Problem requirements. Word for word, transcribe the lines below and drop the pictures.

Data provided.
+ + + + +
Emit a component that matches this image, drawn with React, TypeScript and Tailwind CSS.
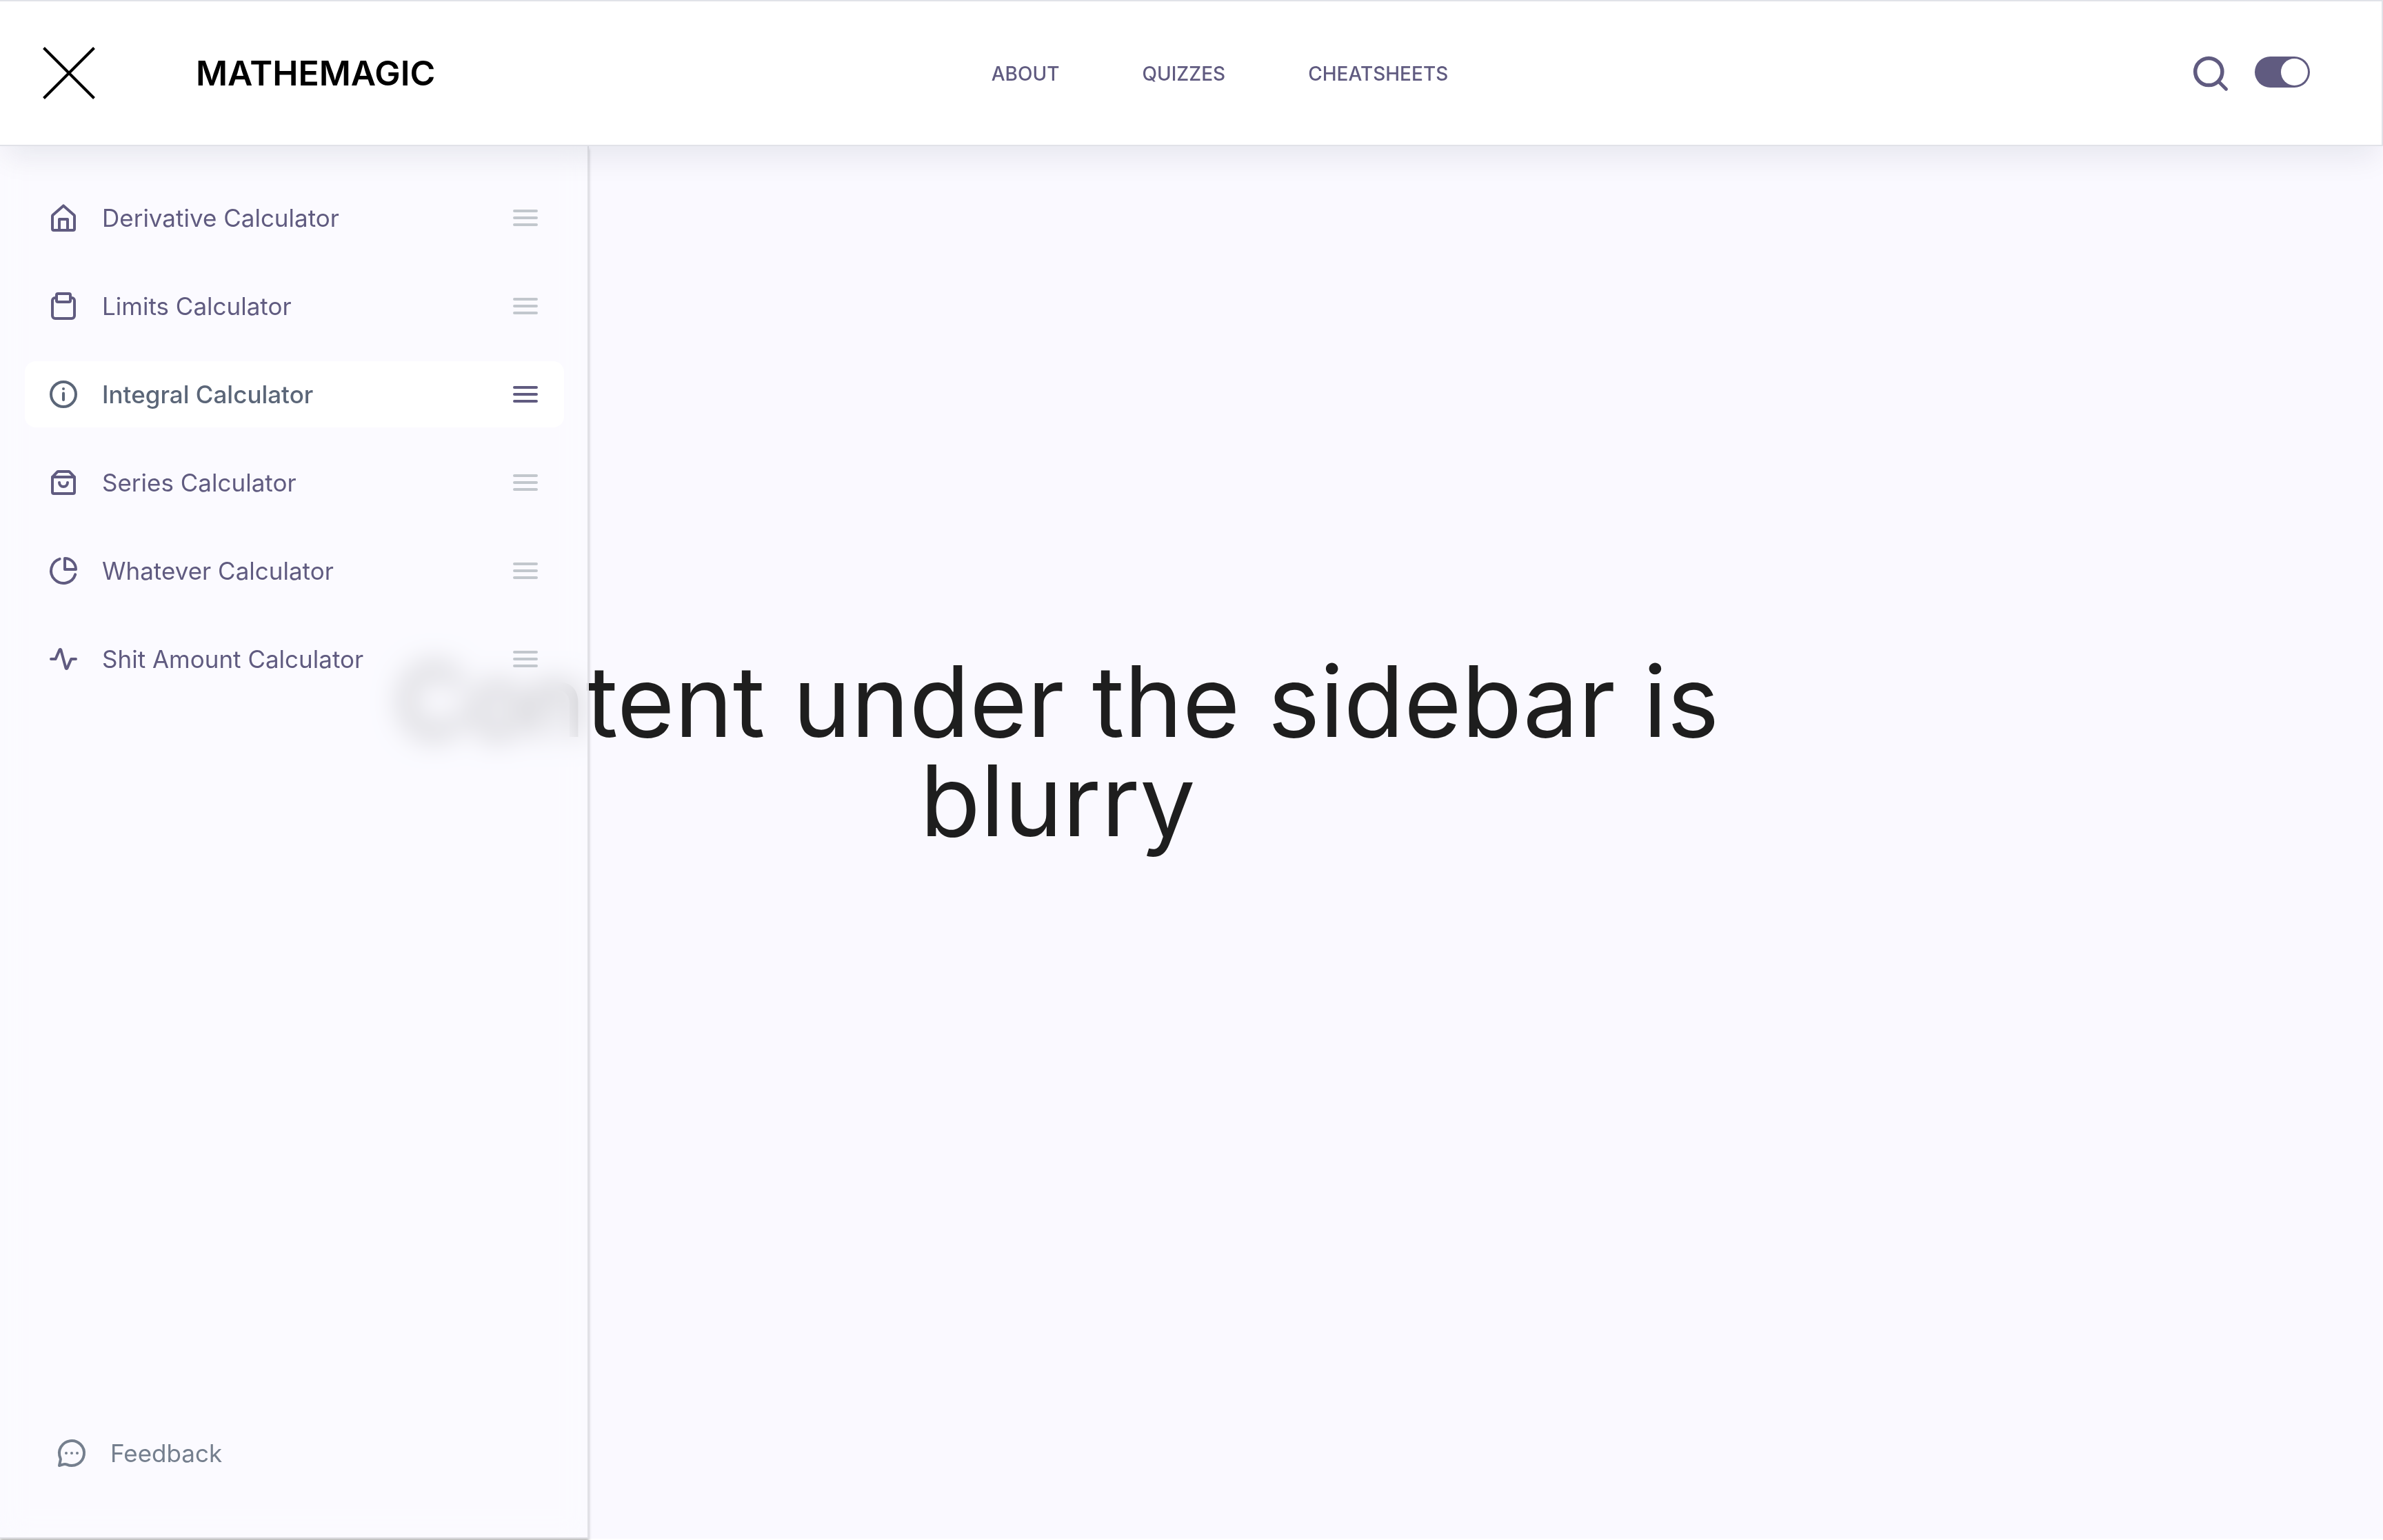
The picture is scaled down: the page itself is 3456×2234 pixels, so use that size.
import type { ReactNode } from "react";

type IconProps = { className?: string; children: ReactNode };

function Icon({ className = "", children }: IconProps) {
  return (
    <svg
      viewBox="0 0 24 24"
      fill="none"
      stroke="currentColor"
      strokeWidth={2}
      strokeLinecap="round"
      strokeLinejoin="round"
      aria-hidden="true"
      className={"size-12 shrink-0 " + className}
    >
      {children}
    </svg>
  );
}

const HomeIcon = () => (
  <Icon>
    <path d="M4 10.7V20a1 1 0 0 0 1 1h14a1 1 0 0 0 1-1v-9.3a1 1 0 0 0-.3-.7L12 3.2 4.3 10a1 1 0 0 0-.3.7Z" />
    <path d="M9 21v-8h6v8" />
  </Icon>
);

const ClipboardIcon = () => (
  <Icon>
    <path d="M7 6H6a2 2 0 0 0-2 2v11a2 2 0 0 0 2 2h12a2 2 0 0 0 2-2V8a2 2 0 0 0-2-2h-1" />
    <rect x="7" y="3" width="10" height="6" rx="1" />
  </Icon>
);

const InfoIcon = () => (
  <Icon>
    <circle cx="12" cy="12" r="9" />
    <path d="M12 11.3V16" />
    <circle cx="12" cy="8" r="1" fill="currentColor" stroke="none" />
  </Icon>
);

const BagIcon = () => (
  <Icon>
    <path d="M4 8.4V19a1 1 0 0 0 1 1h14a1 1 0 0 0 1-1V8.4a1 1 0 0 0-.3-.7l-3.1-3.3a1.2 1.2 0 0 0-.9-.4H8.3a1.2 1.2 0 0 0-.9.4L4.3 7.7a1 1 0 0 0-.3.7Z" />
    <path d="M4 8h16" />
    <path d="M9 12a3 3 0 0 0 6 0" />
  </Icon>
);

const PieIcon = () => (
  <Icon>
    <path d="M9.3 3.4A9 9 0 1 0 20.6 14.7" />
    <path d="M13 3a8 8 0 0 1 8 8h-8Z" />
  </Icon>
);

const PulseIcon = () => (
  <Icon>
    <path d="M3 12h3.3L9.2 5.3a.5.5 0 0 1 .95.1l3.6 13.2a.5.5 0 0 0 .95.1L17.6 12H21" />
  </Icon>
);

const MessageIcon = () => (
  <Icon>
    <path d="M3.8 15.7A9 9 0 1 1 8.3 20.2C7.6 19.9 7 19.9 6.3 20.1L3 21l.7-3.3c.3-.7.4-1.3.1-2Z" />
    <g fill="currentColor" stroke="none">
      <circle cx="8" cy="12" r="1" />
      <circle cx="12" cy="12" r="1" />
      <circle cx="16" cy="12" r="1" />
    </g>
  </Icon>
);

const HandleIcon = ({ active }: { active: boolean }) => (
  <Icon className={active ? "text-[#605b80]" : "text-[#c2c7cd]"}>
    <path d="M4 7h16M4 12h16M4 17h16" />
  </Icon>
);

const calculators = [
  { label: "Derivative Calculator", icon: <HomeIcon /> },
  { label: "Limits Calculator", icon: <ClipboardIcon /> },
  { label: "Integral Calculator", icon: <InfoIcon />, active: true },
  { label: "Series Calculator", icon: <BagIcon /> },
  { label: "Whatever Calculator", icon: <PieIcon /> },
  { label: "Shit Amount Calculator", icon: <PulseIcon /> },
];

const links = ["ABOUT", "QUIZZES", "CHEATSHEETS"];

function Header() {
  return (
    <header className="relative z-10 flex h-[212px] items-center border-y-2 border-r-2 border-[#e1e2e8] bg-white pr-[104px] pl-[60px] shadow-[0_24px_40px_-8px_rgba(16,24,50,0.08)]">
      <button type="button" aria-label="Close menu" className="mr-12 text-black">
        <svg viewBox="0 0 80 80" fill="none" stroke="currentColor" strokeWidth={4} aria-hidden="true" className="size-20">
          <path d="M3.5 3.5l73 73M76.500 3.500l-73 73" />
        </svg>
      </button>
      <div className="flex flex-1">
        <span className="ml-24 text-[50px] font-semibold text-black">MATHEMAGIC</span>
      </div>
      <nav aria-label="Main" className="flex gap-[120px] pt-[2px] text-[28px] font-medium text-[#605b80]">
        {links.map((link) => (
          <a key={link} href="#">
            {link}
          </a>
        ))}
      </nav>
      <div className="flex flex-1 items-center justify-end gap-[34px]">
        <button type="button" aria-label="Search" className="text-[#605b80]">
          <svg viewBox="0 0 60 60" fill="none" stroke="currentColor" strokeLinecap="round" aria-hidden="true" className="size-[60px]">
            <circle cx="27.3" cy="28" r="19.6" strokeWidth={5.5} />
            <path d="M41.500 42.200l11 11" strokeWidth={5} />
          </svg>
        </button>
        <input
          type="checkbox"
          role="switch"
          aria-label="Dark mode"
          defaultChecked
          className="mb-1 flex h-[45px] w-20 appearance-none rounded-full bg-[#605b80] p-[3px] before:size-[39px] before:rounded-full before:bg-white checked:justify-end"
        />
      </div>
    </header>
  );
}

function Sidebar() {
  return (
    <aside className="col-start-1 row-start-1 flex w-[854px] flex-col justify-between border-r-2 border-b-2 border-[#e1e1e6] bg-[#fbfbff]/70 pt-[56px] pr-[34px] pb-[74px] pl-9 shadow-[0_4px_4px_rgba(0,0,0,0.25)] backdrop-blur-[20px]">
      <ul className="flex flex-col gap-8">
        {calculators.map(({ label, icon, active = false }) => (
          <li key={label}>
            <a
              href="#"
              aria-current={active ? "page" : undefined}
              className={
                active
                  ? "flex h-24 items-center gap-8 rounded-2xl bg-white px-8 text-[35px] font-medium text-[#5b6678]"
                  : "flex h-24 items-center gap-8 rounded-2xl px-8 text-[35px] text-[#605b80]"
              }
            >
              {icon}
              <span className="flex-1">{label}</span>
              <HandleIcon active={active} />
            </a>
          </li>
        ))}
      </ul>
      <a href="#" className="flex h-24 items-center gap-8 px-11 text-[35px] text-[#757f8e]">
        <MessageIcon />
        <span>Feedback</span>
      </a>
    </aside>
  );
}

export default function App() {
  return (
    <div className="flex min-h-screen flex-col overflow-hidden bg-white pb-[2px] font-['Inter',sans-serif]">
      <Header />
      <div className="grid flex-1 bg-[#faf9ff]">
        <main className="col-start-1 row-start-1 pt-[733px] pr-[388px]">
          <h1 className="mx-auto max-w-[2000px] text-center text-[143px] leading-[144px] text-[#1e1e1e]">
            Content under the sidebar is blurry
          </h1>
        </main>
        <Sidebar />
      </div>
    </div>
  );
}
+ + + + +
Solved exercise.
Emit a component that matches this image, drawn with React, TypeScript and Tailwind CSS.
The picture is scaled down: the page itself is 3456×2234 pixels, so use that size.
import type { ReactNode } from "react";

type IconProps = { className?: string; children: ReactNode };

function Icon({ className = "", children }: IconProps) {
  return (
    <svg
      viewBox="0 0 24 24"
      fill="none"
      stroke="currentColor"
      strokeWidth={2}
      strokeLinecap="round"
      strokeLinejoin="round"
      aria-hidden="true"
      className={"size-12 shrink-0 " + className}
    >
      {children}
    </svg>
  );
}

const HomeIcon = () => (
  <Icon>
    <path d="M4 10.7V20a1 1 0 0 0 1 1h14a1 1 0 0 0 1-1v-9.3a1 1 0 0 0-.3-.7L12 3.2 4.3 10a1 1 0 0 0-.3.7Z" />
    <path d="M9 21v-8h6v8" />
  </Icon>
);

const ClipboardIcon = () => (
  <Icon>
    <path d="M7 6H6a2 2 0 0 0-2 2v11a2 2 0 0 0 2 2h12a2 2 0 0 0 2-2V8a2 2 0 0 0-2-2h-1" />
    <rect x="7" y="3" width="10" height="6" rx="1" />
  </Icon>
);

const InfoIcon = () => (
  <Icon>
    <circle cx="12" cy="12" r="9" />
    <path d="M12 11.3V16" />
    <circle cx="12" cy="8" r="1" fill="currentColor" stroke="none" />
  </Icon>
);

const BagIcon = () => (
  <Icon>
    <path d="M4 8.4V19a1 1 0 0 0 1 1h14a1 1 0 0 0 1-1V8.4a1 1 0 0 0-.3-.7l-3.1-3.3a1.2 1.2 0 0 0-.9-.4H8.3a1.2 1.2 0 0 0-.9.4L4.3 7.7a1 1 0 0 0-.3.7Z" />
    <path d="M4 8h16" />
    <path d="M9 12a3 3 0 0 0 6 0" />
  </Icon>
);

const PieIcon = () => (
  <Icon>
    <path d="M9.3 3.4A9 9 0 1 0 20.6 14.7" />
    <path d="M13 3a8 8 0 0 1 8 8h-8Z" />
  </Icon>
);

const PulseIcon = () => (
  <Icon>
    <path d="M3 12h3.3L9.2 5.3a.5.5 0 0 1 .95.1l3.6 13.2a.5.5 0 0 0 .95.1L17.6 12H21" />
  </Icon>
);

const MessageIcon = () => (
  <Icon>
    <path d="M3.8 15.7A9 9 0 1 1 8.3 20.2C7.6 19.9 7 19.9 6.3 20.1L3 21l.7-3.3c.3-.7.4-1.3.1-2Z" />
    <g fill="currentColor" stroke="none">
      <circle cx="8" cy="12" r="1" />
      <circle cx="12" cy="12" r="1" />
      <circle cx="16" cy="12" r="1" />
    </g>
  </Icon>
);

const HandleIcon = ({ active }: { active: boolean }) => (
  <Icon className={active ? "text-[#605b80]" : "text-[#c2c7cd]"}>
    <path d="M4 7h16M4 12h16M4 17h16" />
  </Icon>
);

const calculators = [
  { label: "Derivative Calculator", icon: <HomeIcon /> },
  { label: "Limits Calculator", icon: <ClipboardIcon /> },
  { label: "Integral Calculator", icon: <InfoIcon />, active: true },
  { label: "Series Calculator", icon: <BagIcon /> },
  { label: "Whatever Calculator", icon: <PieIcon /> },
  { label: "Shit Amount Calculator", icon: <PulseIcon /> },
];

const links = ["ABOUT", "QUIZZES", "CHEATSHEETS"];

function Header() {
  return (
    <header className="relative z-10 flex h-[212px] items-center border-y-2 border-r-2 border-[#e1e2e8] bg-white pr-[104px] pl-[60px] shadow-[0_24px_40px_-8px_rgba(16,24,50,0.08)]">
      <button type="button" aria-label="Close menu" className="mr-12 text-black">
        <svg viewBox="0 0 80 80" fill="none" stroke="currentColor" strokeWidth={4} aria-hidden="true" className="size-20">
          <path d="M3.5 3.5l73 73M76.500 3.500l-73 73" />
        </svg>
      </button>
      <div className="flex flex-1">
        <span className="ml-24 text-[50px] font-semibold text-black">MATHEMAGIC</span>
      </div>
      <nav aria-label="Main" className="flex gap-[120px] pt-[2px] text-[28px] font-medium text-[#605b80]">
        {links.map((link) => (
          <a key={link} href="#">
            {link}
          </a>
        ))}
      </nav>
      <div className="flex flex-1 items-center justify-end gap-[34px]">
        <button type="button" aria-label="Search" className="text-[#605b80]">
          <svg viewBox="0 0 60 60" fill="none" stroke="currentColor" strokeLinecap="round" aria-hidden="true" className="size-[60px]">
            <circle cx="27.3" cy="28" r="19.6" strokeWidth={5.5} />
            <path d="M41.500 42.200l11 11" strokeWidth={5} />
          </svg>
        </button>
        <input
          type="checkbox"
          role="switch"
          aria-label="Dark mode"
          defaultChecked
          className="mb-1 flex h-[45px] w-20 appearance-none rounded-full bg-[#605b80] p-[3px] before:size-[39px] before:rounded-full before:bg-white checked:justify-end"
        />
      </div>
    </header>
  );
}

function Sidebar() {
  return (
    <aside className="col-start-1 row-start-1 flex w-[854px] flex-col justify-between border-r-2 border-b-2 border-[#e1e1e6] bg-[#fbfbff]/70 pt-[56px] pr-[34px] pb-[74px] pl-9 shadow-[0_4px_4px_rgba(0,0,0,0.25)] backdrop-blur-[20px]">
      <ul className="flex flex-col gap-8">
        {calculators.map(({ label, icon, active = false }) => (
          <li key={label}>
            <a
              href="#"
              aria-current={active ? "page" : undefined}
              className={
                active
                  ? "flex h-24 items-center gap-8 rounded-2xl bg-white px-8 text-[35px] font-medium text-[#5b6678]"
                  : "flex h-24 items-center gap-8 rounded-2xl px-8 text-[35px] text-[#605b80]"
              }
            >
              {icon}
              <span className="flex-1">{label}</span>
              <HandleIcon active={active} />
            </a>
          </li>
        ))}
      </ul>
      <a href="#" className="flex h-24 items-center gap-8 px-11 text-[35px] text-[#757f8e]">
        <MessageIcon />
        <span>Feedback</span>
      </a>
    </aside>
  );
}

export default function App() {
  return (
    <div className="flex min-h-screen flex-col overflow-hidden bg-white pb-[2px] font-['Inter',sans-serif]">
      <Header />
      <div className="grid flex-1 bg-[#faf9ff]">
        <main className="col-start-1 row-start-1 pt-[733px] pr-[388px]">
          <h1 className="mx-auto max-w-[2000px] text-center text-[143px] leading-[144px] text-[#1e1e1e]">
            Content under the sidebar is blurry
          </h1>
        </main>
        <Sidebar />
      </div>
    </div>
  );
}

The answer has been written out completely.